§ What is asked
Reproduce the material word for word; the images stay out.
═════ Material provided
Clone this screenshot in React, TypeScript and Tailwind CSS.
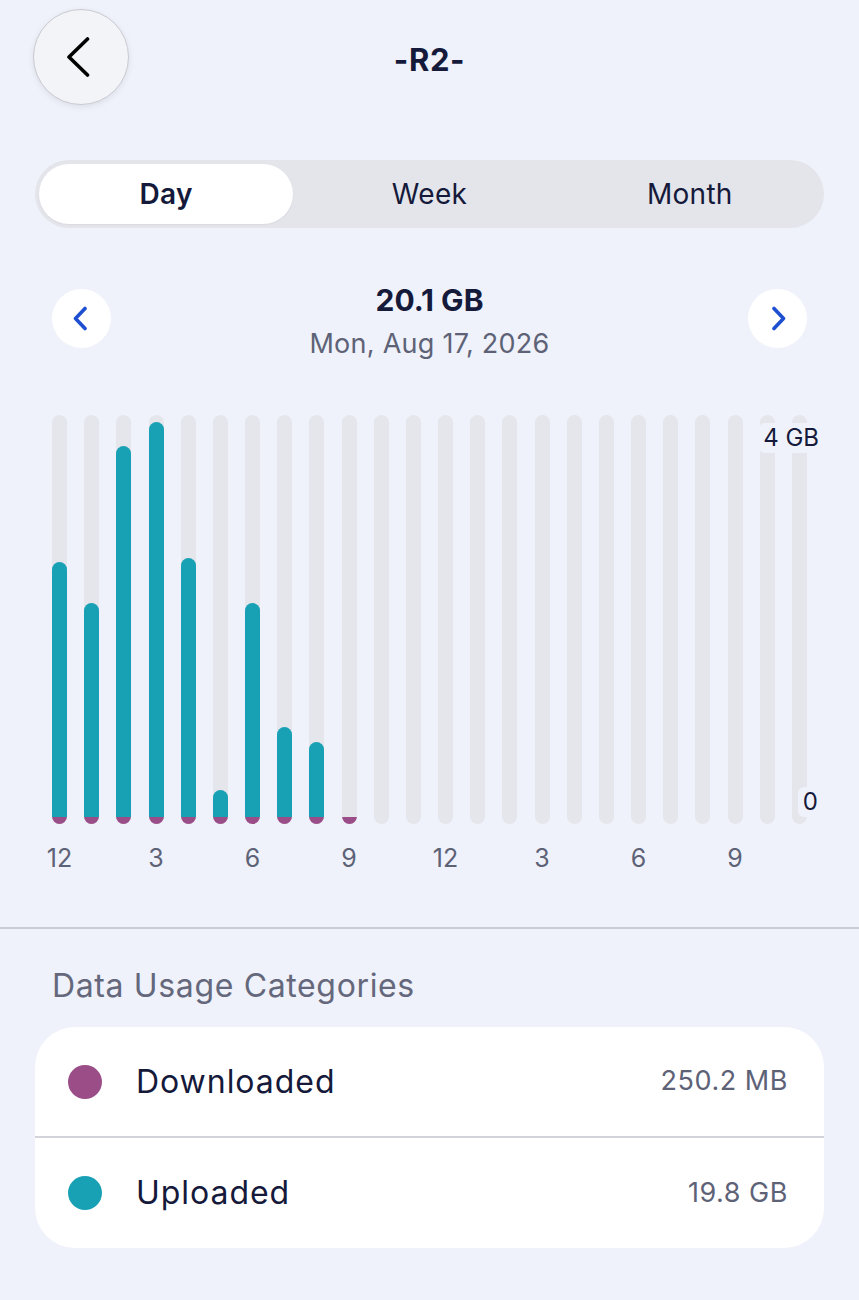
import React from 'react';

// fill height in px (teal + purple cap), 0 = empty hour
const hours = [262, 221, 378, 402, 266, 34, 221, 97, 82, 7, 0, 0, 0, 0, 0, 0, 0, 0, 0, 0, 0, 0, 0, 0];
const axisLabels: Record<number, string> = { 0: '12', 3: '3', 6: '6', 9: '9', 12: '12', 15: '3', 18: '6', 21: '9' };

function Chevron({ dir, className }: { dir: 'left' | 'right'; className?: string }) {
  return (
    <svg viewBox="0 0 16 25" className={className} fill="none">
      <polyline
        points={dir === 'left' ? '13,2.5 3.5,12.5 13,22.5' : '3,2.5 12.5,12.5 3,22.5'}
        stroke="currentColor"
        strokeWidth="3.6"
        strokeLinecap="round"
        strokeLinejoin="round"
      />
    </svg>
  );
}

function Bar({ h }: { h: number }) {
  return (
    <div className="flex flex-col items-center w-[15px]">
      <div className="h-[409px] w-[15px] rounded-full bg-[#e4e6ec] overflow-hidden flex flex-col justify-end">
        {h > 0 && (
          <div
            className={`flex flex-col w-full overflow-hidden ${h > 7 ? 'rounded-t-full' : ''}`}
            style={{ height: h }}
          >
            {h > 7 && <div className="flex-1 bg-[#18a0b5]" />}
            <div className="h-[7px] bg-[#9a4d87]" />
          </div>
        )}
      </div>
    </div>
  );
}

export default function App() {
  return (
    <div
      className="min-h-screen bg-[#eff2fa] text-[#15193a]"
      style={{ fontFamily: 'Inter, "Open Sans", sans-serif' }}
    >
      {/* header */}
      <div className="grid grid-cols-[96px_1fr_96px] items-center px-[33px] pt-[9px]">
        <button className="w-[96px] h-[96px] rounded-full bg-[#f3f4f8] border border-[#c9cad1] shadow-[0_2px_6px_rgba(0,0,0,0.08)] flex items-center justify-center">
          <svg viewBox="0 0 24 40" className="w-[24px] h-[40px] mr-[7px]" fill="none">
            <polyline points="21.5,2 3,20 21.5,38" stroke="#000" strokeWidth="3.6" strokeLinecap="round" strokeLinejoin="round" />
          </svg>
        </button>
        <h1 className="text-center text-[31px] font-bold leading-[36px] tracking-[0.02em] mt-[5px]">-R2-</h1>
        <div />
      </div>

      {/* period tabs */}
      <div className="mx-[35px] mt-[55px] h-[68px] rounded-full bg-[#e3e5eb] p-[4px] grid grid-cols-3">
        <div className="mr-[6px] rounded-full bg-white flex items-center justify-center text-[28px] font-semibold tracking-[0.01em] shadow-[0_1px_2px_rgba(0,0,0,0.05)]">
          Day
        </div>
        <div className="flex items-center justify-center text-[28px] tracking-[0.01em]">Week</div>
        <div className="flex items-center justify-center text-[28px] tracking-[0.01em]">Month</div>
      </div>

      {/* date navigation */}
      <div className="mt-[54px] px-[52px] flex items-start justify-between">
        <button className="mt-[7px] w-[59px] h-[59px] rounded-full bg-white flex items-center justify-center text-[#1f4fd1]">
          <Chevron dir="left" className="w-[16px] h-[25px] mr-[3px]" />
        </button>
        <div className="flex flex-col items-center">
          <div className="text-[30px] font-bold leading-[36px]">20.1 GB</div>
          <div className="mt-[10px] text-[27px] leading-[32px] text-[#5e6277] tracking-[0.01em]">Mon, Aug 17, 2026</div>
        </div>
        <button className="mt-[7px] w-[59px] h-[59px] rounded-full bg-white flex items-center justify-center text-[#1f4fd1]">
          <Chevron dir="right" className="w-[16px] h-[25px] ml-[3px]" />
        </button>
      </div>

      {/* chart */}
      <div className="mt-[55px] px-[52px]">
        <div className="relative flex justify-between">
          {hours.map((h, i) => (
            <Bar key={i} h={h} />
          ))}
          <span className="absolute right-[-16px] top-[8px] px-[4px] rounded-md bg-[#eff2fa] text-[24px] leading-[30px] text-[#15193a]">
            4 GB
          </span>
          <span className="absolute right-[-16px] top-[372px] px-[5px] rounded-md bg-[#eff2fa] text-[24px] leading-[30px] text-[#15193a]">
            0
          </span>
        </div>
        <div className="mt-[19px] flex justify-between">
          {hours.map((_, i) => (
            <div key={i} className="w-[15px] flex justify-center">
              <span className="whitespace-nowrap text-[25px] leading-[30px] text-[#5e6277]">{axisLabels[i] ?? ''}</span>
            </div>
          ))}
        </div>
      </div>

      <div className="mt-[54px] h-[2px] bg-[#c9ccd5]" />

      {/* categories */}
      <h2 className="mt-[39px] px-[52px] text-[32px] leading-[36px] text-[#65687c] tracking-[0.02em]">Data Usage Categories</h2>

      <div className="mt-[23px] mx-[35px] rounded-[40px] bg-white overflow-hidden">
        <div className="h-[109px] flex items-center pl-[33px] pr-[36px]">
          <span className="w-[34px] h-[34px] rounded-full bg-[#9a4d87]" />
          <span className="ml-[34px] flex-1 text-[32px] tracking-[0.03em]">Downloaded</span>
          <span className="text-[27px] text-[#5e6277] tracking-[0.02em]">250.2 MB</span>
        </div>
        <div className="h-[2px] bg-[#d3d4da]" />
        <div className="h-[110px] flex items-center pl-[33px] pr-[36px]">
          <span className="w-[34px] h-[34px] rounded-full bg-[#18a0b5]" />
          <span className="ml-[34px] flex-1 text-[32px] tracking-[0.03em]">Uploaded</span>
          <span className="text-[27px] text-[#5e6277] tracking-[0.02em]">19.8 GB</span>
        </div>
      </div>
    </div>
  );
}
══════════
§ Response to the task
Clone this screenshot in React, TypeScript and Tailwind CSS.
import React from 'react';

// fill height in px (teal + purple cap), 0 = empty hour
const hours = [262, 221, 378, 402, 266, 34, 221, 97, 82, 7, 0, 0, 0, 0, 0, 0, 0, 0, 0, 0, 0, 0, 0, 0];
const axisLabels: Record<number, string> = { 0: '12', 3: '3', 6: '6', 9: '9', 12: '12', 15: '3', 18: '6', 21: '9' };

function Chevron({ dir, className }: { dir: 'left' | 'right'; className?: string }) {
  return (
    <svg viewBox="0 0 16 25" className={className} fill="none">
      <polyline
        points={dir === 'left' ? '13,2.5 3.5,12.5 13,22.5' : '3,2.5 12.5,12.5 3,22.5'}
        stroke="currentColor"
        strokeWidth="3.6"
        strokeLinecap="round"
        strokeLinejoin="round"
      />
    </svg>
  );
}

function Bar({ h }: { h: number }) {
  return (
    <div className="flex flex-col items-center w-[15px]">
      <div className="h-[409px] w-[15px] rounded-full bg-[#e4e6ec] overflow-hidden flex flex-col justify-end">
        {h > 0 && (
          <div
            className={`flex flex-col w-full overflow-hidden ${h > 7 ? 'rounded-t-full' : ''}`}
            style={{ height: h }}
          >
            {h > 7 && <div className="flex-1 bg-[#18a0b5]" />}
            <div className="h-[7px] bg-[#9a4d87]" />
          </div>
        )}
      </div>
    </div>
  );
}

export default function App() {
  return (
    <div
      className="min-h-screen bg-[#eff2fa] text-[#15193a]"
      style={{ fontFamily: 'Inter, "Open Sans", sans-serif' }}
    >
      {/* header */}
      <div className="grid grid-cols-[96px_1fr_96px] items-center px-[33px] pt-[9px]">
        <button className="w-[96px] h-[96px] rounded-full bg-[#f3f4f8] border border-[#c9cad1] shadow-[0_2px_6px_rgba(0,0,0,0.08)] flex items-center justify-center">
          <svg viewBox="0 0 24 40" className="w-[24px] h-[40px] mr-[7px]" fill="none">
            <polyline points="21.5,2 3,20 21.5,38" stroke="#000" strokeWidth="3.6" strokeLinecap="round" strokeLinejoin="round" />
          </svg>
        </button>
        <h1 className="text-center text-[31px] font-bold leading-[36px] tracking-[0.02em] mt-[5px]">-R2-</h1>
        <div />
      </div>

      {/* period tabs */}
      <div className="mx-[35px] mt-[55px] h-[68px] rounded-full bg-[#e3e5eb] p-[4px] grid grid-cols-3">
        <div className="mr-[6px] rounded-full bg-white flex items-center justify-center text-[28px] font-semibold tracking-[0.01em] shadow-[0_1px_2px_rgba(0,0,0,0.05)]">
          Day
        </div>
        <div className="flex items-center justify-center text-[28px] tracking-[0.01em]">Week</div>
        <div className="flex items-center justify-center text-[28px] tracking-[0.01em]">Month</div>
      </div>

      {/* date navigation */}
      <div className="mt-[54px] px-[52px] flex items-start justify-between">
        <button className="mt-[7px] w-[59px] h-[59px] rounded-full bg-white flex items-center justify-center text-[#1f4fd1]">
          <Chevron dir="left" className="w-[16px] h-[25px] mr-[3px]" />
        </button>
        <div className="flex flex-col items-center">
          <div className="text-[30px] font-bold leading-[36px]">20.1 GB</div>
          <div className="mt-[10px] text-[27px] leading-[32px] text-[#5e6277] tracking-[0.01em]">Mon, Aug 17, 2026</div>
        </div>
        <button className="mt-[7px] w-[59px] h-[59px] rounded-full bg-white flex items-center justify-center text-[#1f4fd1]">
          <Chevron dir="right" className="w-[16px] h-[25px] ml-[3px]" />
        </button>
      </div>

      {/* chart */}
      <div className="mt-[55px] px-[52px]">
        <div className="relative flex justify-between">
          {hours.map((h, i) => (
            <Bar key={i} h={h} />
          ))}
          <span className="absolute right-[-16px] top-[8px] px-[4px] rounded-md bg-[#eff2fa] text-[24px] leading-[30px] text-[#15193a]">
            4 GB
          </span>
          <span className="absolute right-[-16px] top-[372px] px-[5px] rounded-md bg-[#eff2fa] text-[24px] leading-[30px] text-[#15193a]">
            0
          </span>
        </div>
        <div className="mt-[19px] flex justify-between">
          {hours.map((_, i) => (
            <div key={i} className="w-[15px] flex justify-center">
              <span className="whitespace-nowrap text-[25px] leading-[30px] text-[#5e6277]">{axisLabels[i] ?? ''}</span>
            </div>
          ))}
        </div>
      </div>

      <div className="mt-[54px] h-[2px] bg-[#c9ccd5]" />

      {/* categories */}
      <h2 className="mt-[39px] px-[52px] text-[32px] leading-[36px] text-[#65687c] tracking-[0.02em]">Data Usage Categories</h2>

      <div className="mt-[23px] mx-[35px] rounded-[40px] bg-white overflow-hidden">
        <div className="h-[109px] flex items-center pl-[33px] pr-[36px]">
          <span className="w-[34px] h-[34px] rounded-full bg-[#9a4d87]" />
          <span className="ml-[34px] flex-1 text-[32px] tracking-[0.03em]">Downloaded</span>
          <span className="text-[27px] text-[#5e6277] tracking-[0.02em]">250.2 MB</span>
        </div>
        <div className="h-[2px] bg-[#d3d4da]" />
        <div className="h-[110px] flex items-center pl-[33px] pr-[36px]">
          <span className="w-[34px] h-[34px] rounded-full bg-[#18a0b5]" />
          <span className="ml-[34px] flex-1 text-[32px] tracking-[0.03em]">Uploaded</span>
          <span className="text-[27px] text-[#5e6277] tracking-[0.02em]">19.8 GB</span>
        </div>
      </div>
    </div>
  );
}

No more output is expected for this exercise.